The impact of the music is immediate, and the sound timeless, as Amadou Ballaké et l'Orchestre Super Volta kick in with 'Bar Konou Mousso', laced with jazzy saxophone breaks and loose but punctual guitar lines. The lyrics reflecting on Ballaké's experiences as a musician playing in bars every night: “If you're musician, you're no one, my house is not paid, at the Independence Hotel, with the white man, It's 5,000 Francs". A prominent figure during this period, now regarded as a national icon, vocalist Ballaké led several pioneering orchestras from the capital Ouagadougou, and features on six tracks, variously accompanied here by Les 5 Consuls and l'Orchestre Super Volta. His career had begun outside Burkina Faso in the 60s in the night clubs of Bamako, Mali, as, like many other Burkinabè musicians, he sought better gig opportunities. This in turn led to the incorporation of wider and distinctive musical influences, like the guitar techniques and Mandingue melodies from Mali and Guinea, just one example of the wide breadth of ideas picked up from other African countries that helped inspire this rich blend of soul.
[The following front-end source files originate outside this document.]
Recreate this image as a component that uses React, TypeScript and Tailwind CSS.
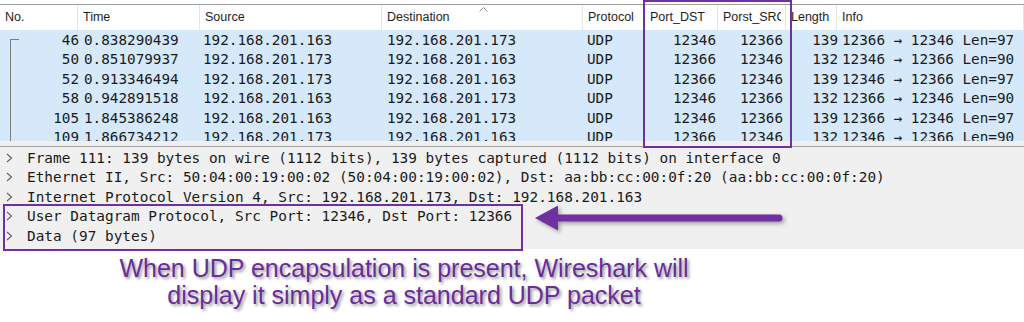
import React from 'react';

const HEADERS = [
  { label: 'No.', w: 'w-[78px]' },
  { label: 'Time', w: 'w-[122px]' },
  { label: 'Source', w: 'w-[182px]' },
  { label: 'Destination', w: 'w-[201px]', sorted: true },
  { label: 'Protocol', w: 'w-[62px]' },
  { label: 'Port_DST', w: 'w-[73px]' },
  { label: 'Porst_SRC', w: 'w-[68px]' },
  { label: 'Length', w: 'w-[51px]' },
  { label: 'Info', w: 'flex-1' },
];

const PACKETS = [
  ['46', '0.838290439', '192.168.201.163', '192.168.201.173', 'UDP', '12346', '12366', '139', '12366 → 12346 Len=97'],
  ['50', '0.851079937', '192.168.201.173', '192.168.201.163', 'UDP', '12366', '12346', '132', '12346 → 12366 Len=90'],
  ['52', '0.913346494', '192.168.201.173', '192.168.201.163', 'UDP', '12366', '12346', '139', '12346 → 12366 Len=97'],
  ['58', '0.942891518', '192.168.201.163', '192.168.201.173', 'UDP', '12346', '12366', '132', '12366 → 12346 Len=90'],
  ['105', '1.845386248', '192.168.201.163', '192.168.201.173', 'UDP', '12346', '12366', '139', '12366 → 12346 Len=97'],
  ['109', '1.866734212', '192.168.201.173', '192.168.201.163', 'UDP', '12366', '12346', '132', '12346 → 12366 Len=90'],
];

const DETAILS = [
  'Frame 111: 139 bytes on wire (1112 bits), 139 bytes captured (1112 bits) on interface 0',
  'Ethernet II, Src: 50:04:00:19:00:02 (50:04:00:19:00:02), Dst: aa:bb:cc:00:0f:20 (aa:bb:cc:00:0f:20)',
  'Internet Protocol Version 4, Src: 192.168.201.173, Dst: 192.168.201.163',
  'User Datagram Protocol, Src Port: 12346, Dst Port: 12366',
  'Data (97 bytes)',
];

function Chevron() {
  return (
    <svg width="8" height="10" viewBox="0 0 8 10" className="shrink-0">
      <path d="M2 1 L6.5 5 L2 9" fill="none" stroke="#5f5f5f" strokeWidth="1.1" />
    </svg>
  );
}

export default function App() {
  return (
    <div className="relative w-[1024px] h-[322px] overflow-hidden bg-white text-[#1a1a1a]">
      {/* packet list */}
      <div className="h-[4px]" />
      <div className="border-t border-[#a0a0a0]">
        <div className="flex h-[25px] bg-white font-['Liberation_Sans',Arial,sans-serif] text-[12.5px] text-[#1e1e1e]">
          {HEADERS.map((h) => (
            <div
              key={h.label}
              className={`${h.w} relative shrink-0 flex items-center pl-[5px] pr-[4px] border-r border-[#e5e5e5] whitespace-nowrap`}
            >
              <span className="block overflow-hidden">{h.label}</span>
              {h.sorted && (
                <svg width="9" height="5" viewBox="0 0 9 5" className="absolute left-[97px] top-[2px]">
                  <path d="M0.5 4.5 L4.5 0.5 L8.5 4.5" fill="none" stroke="#8c8c8c" strokeWidth="1" />
                </svg>
              )}
            </div>
          ))}
        </div>
        <div className="relative h-[111px] overflow-hidden bg-[#d5e9fb] pt-[0.5px] font-['DejaVu_Sans_Mono',monospace] text-[14.3px]">
          <div className="absolute left-[10px] top-[9px] w-[9px] h-[110px] border-l border-t border-[#7d7d7d]" />
          {PACKETS.map((p) => (
            <div key={p[0]} className="flex h-[19.4px] items-center whitespace-nowrap leading-none">
              <div className="w-[79px] shrink-0 text-right">{p[0]}</div>
              <div className="w-[124px] shrink-0 pl-[5px]">{p[1]}</div>
              <div className="w-[184px] shrink-0">{p[2]}</div>
              <div className="w-[200px] shrink-0">{p[3]}</div>
              <div className="w-[60px] shrink-0">{p[4]}</div>
              <div className="w-[69px] shrink-0 text-right">{p[5]}</div>
              <div className="w-[67px] shrink-0 text-right">{p[6]}</div>
              <div className="w-[55px] shrink-0 text-right">{p[7]}</div>
              <div className="pl-[4px]">{p[8]}</div>
            </div>
          ))}
        </div>
      </div>

      {/* splitter */}
      <div className="h-[5px] bg-[#f0f0f0]" />

      {/* packet details */}
      <div className="h-[103px] border-t border-[#a0a0a0] bg-[#f0f0f0] pt-[1px] font-['DejaVu_Sans_Mono',monospace] text-[14.4px]">
        {DETAILS.map((d) => (
          <div key={d} className="flex h-[19.5px] items-center gap-[14px] pl-[5px] whitespace-nowrap leading-none">
            <Chevron />
            <span>{d}</span>
          </div>
        ))}
      </div>

      {/* caption */}
      <div className="mt-[6px] w-[808px] text-center font-['Liberation_Sans',Arial,sans-serif] text-[25px] leading-[27px] text-[#6a2c9c] [text-shadow:2px_2px_3px_rgba(0,0,0,0.4)]">
        <div>When UDP encapsulation is present, Wireshark will</div>
        <div>display it simply as a standard UDP packet</div>
      </div>

      {/* annotations */}
      <div className="absolute left-[643px] top-0 w-[149px] h-[148px] border-2 border-[#7030a0]" />
      <div className="absolute left-[3px] top-[204px] w-[520px] h-[47px] border-2 border-[#7030a0]" />
      <svg
        width="262"
        height="34"
        viewBox="0 0 262 34"
        className="absolute left-[530px] top-[202px] [filter:drop-shadow(2px_2px_2px_rgba(0,0,0,0.35))]"
      >
        <path d="M5 16 L28 3.5 L28 28.5 Z" fill="#7030a0" />
        <line x1="26" y1="16" x2="249" y2="16" stroke="#7030a0" strokeWidth="7" strokeLinecap="round" />
      </svg>
    </div>
  );
}
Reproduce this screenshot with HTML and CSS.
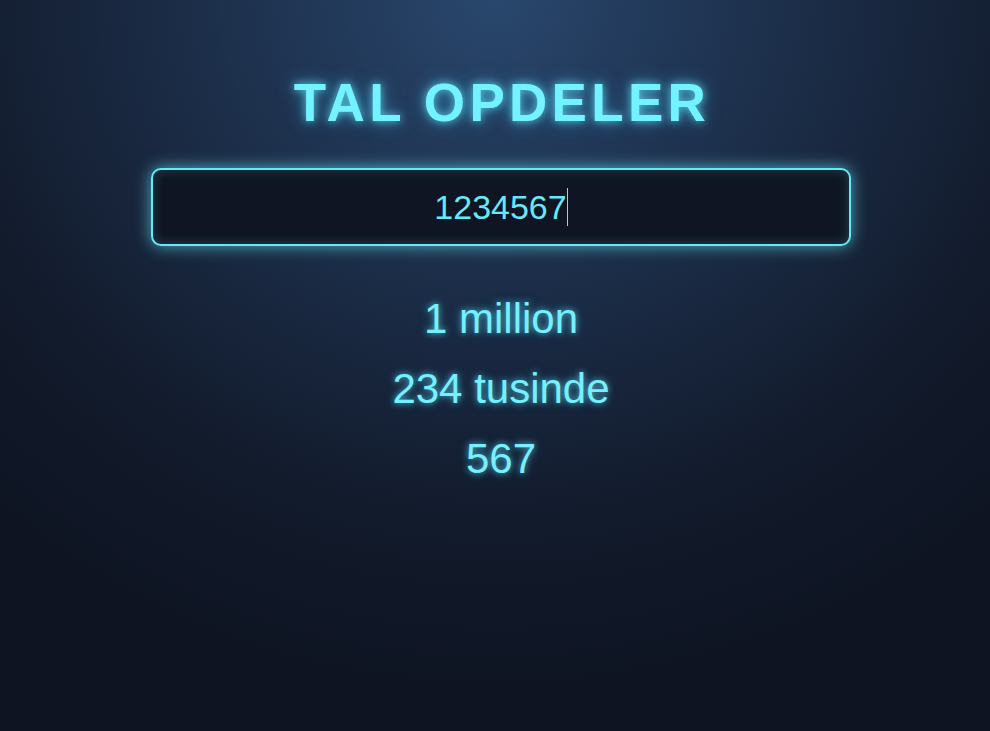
FILE: index.html
```html
<!DOCTYPE html>
<html lang="da">
<head>
<meta charset="utf-8">
<title>Tal Opdeler</title>
<link rel="stylesheet" href="styles.css">
</head>
<body>
<main class="app">
  <h1 class="title">TAL OPDELER</h1>
  <div class="field">
    <span class="value">1234567</span><span class="caret"></span>
  </div>
  <div class="results">
    <div class="part">1 million</div>
    <div class="part">234 tusinde</div>
    <div class="part">567</div>
  </div>
</main>
</body>
</html>
```

FILE: styles.css
```css
html, body {
  margin: 0;
  padding: 0;
  height: 100%;
}
body {
  background: radial-gradient(ellipse 75% 95% at 50% 0%, #29476d 0%, #1c2e49 40%, #121b2c 75%, #0e1422 100%);
  background-color: #0e1422;
  font-family: "Liberation Sans", Arial, sans-serif;
  color: #67e8f9;
  min-height: 731px;
}
.app {
  display: flex;
  flex-direction: column;
  align-items: center;
  padding-top: 73px;
  padding-left: 12px;
}
.title {
  margin: 0;
  font-size: 53px;
  font-weight: 700;
  letter-spacing: 4.3px;
  line-height: 60px;
  color: #72f3ff;
  text-shadow: 0 0 8px rgba(103, 232, 249, 0.8), 0 0 18px rgba(56, 189, 248, 0.6);
  padding-left: 2px;
}
.field {
  margin-top: 35px;
  box-sizing: border-box;
  width: 700px;
  height: 78px;
  border: 2px solid #67e8f9;
  border-radius: 10px;
  background: #0f1522;
  box-shadow: 0 0 16px rgba(103, 232, 249, 0.7), inset 0 0 12px rgba(103, 232, 249, 0.22);
  display: flex;
  align-items: center;
  justify-content: center;
  font-size: 34px;
  color: #67e8f9;
}
.caret {
  display: inline-block;
  width: 1px;
  height: 38px;
  background: #67e8f9;
}
.results {
  margin-top: 38px;
  display: flex;
  flex-direction: column;
  align-items: center;
}
.part {
  font-size: 42px;
  line-height: 70px;
  color: #74f0ff;
  text-shadow: 0 0 6px rgba(103, 232, 249, 0.7), 0 0 12px rgba(56, 189, 248, 0.35);
}
```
Existing in the dry savannah plains in hot Sahel climes, regularly facing drought, Voltaics would head to the neighbouring Ivory Coast to seek employment. Similarly, the country did not host adequate studio facilities, and many of these recordings were made outside of Burkina Faso. While visiting these studios the musicians made good use of their neighbours' studio knowledge. The musicians were also aided by the post-independence urban middle class, who were willing to invest in the Burkinabè arts, which included releasing the music. Labels emerged like Volta Discobel and Club Voltaique du Disque (CVD) to document the sounds for people at home, originally releasing many of the tracks included here. The recordings have a warm sound, and include a combination of traditional Islamic rhythms, as on Orchestre CVD's 'Rog Mik Africa', and a hint of Afro-Latin sounds introduced by visiting Cuban groups, featured on Mangue Konde et Le Super Mandé's 'Kabendo'. And where there is perhaps a bit of tape wobble, on Amadou Ballaké et Les 5 Consuls' 'Renouveau', and certain l'Orchestre Super Volta tracks, it adds a fitting haunting quality to the 35-year-old sounds.

Taking the soul blueprint of Ballaké's music, his younger contemporaries at this time followed with the additional influence of 70s Afropop and funk. Abdoulaye Cissé's 'Kodjougou' begins on a stomping riff like a more energised take on Bob Marley's 1973 'Get Up, Stand Up', with added psyche fuzz guitar soloing, rapid-fire trap work and menacingly urgent vocals, while the playful wah-funk of Compaoré Issouf's 'Dambakale', oozes a loose sensual swing, as the gently strained lead vocal is backed by a group of female singers on the knee-tremblingly seductive chorus. Mamo Lagbema's 'Love, Music and Dance' revels in a fun Zappa-like wildness. And an undeniably James Brown-styled wail leads into the shoulder shaking shimmy of Afro Soul System's 'Tink Tank', like Fela Kuti, using Pidgin English so the message could be understood by a wider multilingual audience, as the music builds up layer upon layer of polyrhythmic interplay to the endless heavy groove.

The re-discovery of these timeless “raw sounds” offers a tantalising glimpse into this vibrant scene, and a wider exploration into the back catalogues of the artists on Bambara Mystic Soul would certainly be welcome. It will be interesting to see what treats Analog Africa has in store next. For now, surrendering to the magic of this potent African mix as it casts a spell on the soul is just fine.